Right about now some EQ fans might be thinking that I’m some buffoon who clearly doesn’t appreciate the fine qualities of Everquest, that I’m writing about a game I just don’t get in order to set it up for a fall and pour my lake of scorn all over it.  Nothing could be further from the truth.  The truth is that I really, r-e-a-l-l-y want to love Everquest.  By not being there during its early years I feel like I’ve missed out.

 Over time my tastes have changed.  I’ve played quest-fests for years, where quest hubs are strung along like pearls on a string.  I’ve followed the linear path of ‘adventure’ for too long now.  I don’t want to be sent out to slaughter wildlife and return with 5 tails only to be told that now I need to gather 10 more tails of a slightly different beast.  When I started out in EQII I was always running out of quests for my level and would spend my time exploring, grinding, chatting, grouping - you get the idea.  I want to experience that again.  I’ve missed out on whole worlds due to not taking my eyes away from the quest tools and waypoint arrows.

With the launch of the progression servers in Everquest I got my chance.  I’m not going to go into much detail about the server itself as there is already a fine article by Adam Tingle on this very site.  Instead I’m going to go all Grampa Simpson on you and tell you of my adventures there.

Character creation was the same rudimentary affair that I remembered.  Well, in picking your class and race there are a lot of factors to consider, but in customizing your alter ego’s appearance options are limited.  I opted for a Human Monk with one of the several faces on offer (dark hair, no beard) then I was whisked away to my new home town of Freeport.  I chose the Monk as it’s one of EQ’s dps classes and according to the forums it’s fairly easy to solo.  You also don’t get bogged down with a lot of abilities or spells, so I could spend my time slaying instead of keeping track of my buffs or organising my spell book.
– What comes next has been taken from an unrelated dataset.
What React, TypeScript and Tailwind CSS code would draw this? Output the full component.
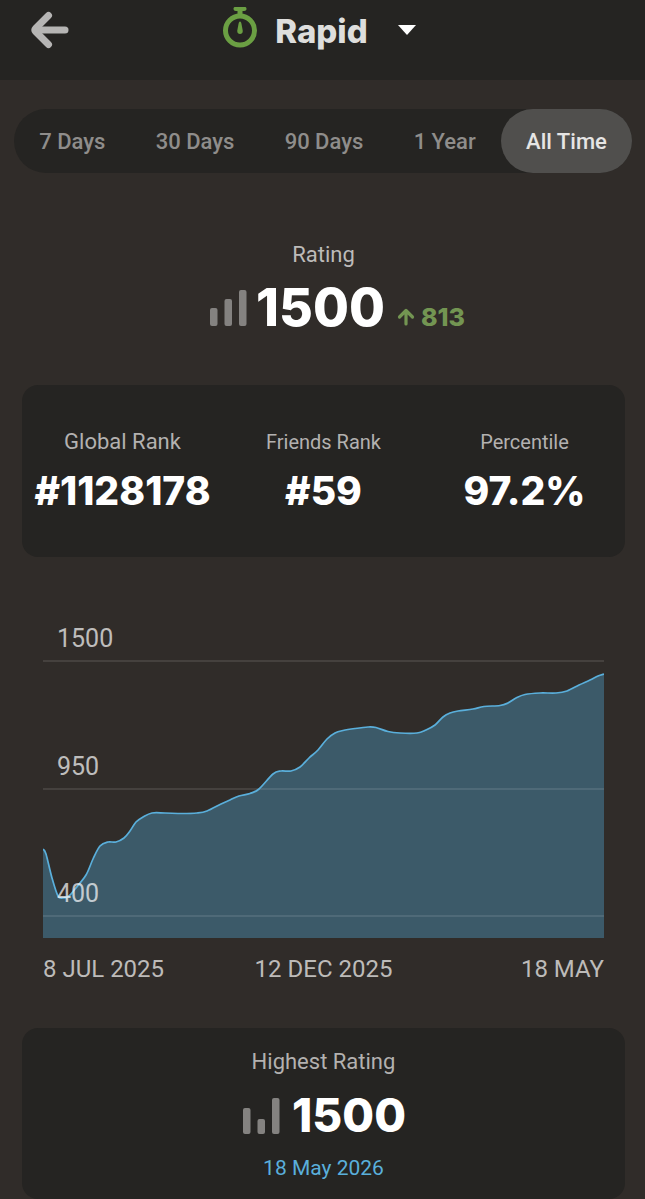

West Freeport has a small newbie yard for young ‘uns like me to cut their teeth in.  It’s pretty convenient too.  There are a couple of merchants there, some guards to run to if you get into some difficulty with a mob laying the smack on you, and there are plenty of critters to carve up.  For the first few levels, it’s recommended that you solo so that’s what I did.  Getting through those first few dings was a pretty painless affair despite the slower xp gain of the server. Once I hit level 5, however, things took a downward turn.  EQ used to have ‘hell levels’, the xp gain for these levels was much lower than normal, making the next ding feel like a lifetime away.  Luckily these are gone now, but at level 5 I did struggle to find a sweet spot to camp and advance at the rate I had for the first four levels.  My experience is nothing compared to what veterans had to go through back in the day, so I feel for you guys, I really do.

There was only one thing for it.  I had to do what every fool and his mother knows that Everquest is all about.  I had to make friends and really kick start my game.  After a couple of shout outs in chat and a few clicks in the lfg window, I found myself a partner.  Before long we were joined by a third and we were ready to camp some Orcs.  Coming from newer games, camping was a new experience for me.  For anyone who jumped on the mmo bandwagon in the post WoW era, camping is finding a spot with mobs that are a decent challenge and staying put, clearing them out over and over every time they spawn.  Sounds dull?  Actually, no, it isn’t.  It leaves plenty of time for keeping one eye on the tv and also for chatting – you know, the social part of mmos.  I learned a lot too.  We ended up with a full group which included two Monks besides myself.  Nobody scoffed at my ignorance, in fact I got a lot of tips to improve my game.  Good people these EQ types.

I also managed to get out of the level 5 doldrums.  The carrot dangled in front of players, making us want to team up is the xp bonus for full groups.  In a short space of time, I zipped up to level 10 before calling it a night.

So that was my first experience of the new/old EQ.  So far it’s been fun and friendly and not as overwhelmingly complex as I remember.  But I am still not for from the starting line.  Even at the progression server rate, there are still 17 expansions to go through, and that’s a long road ahead with lots to learn.  Still one step at a time eh?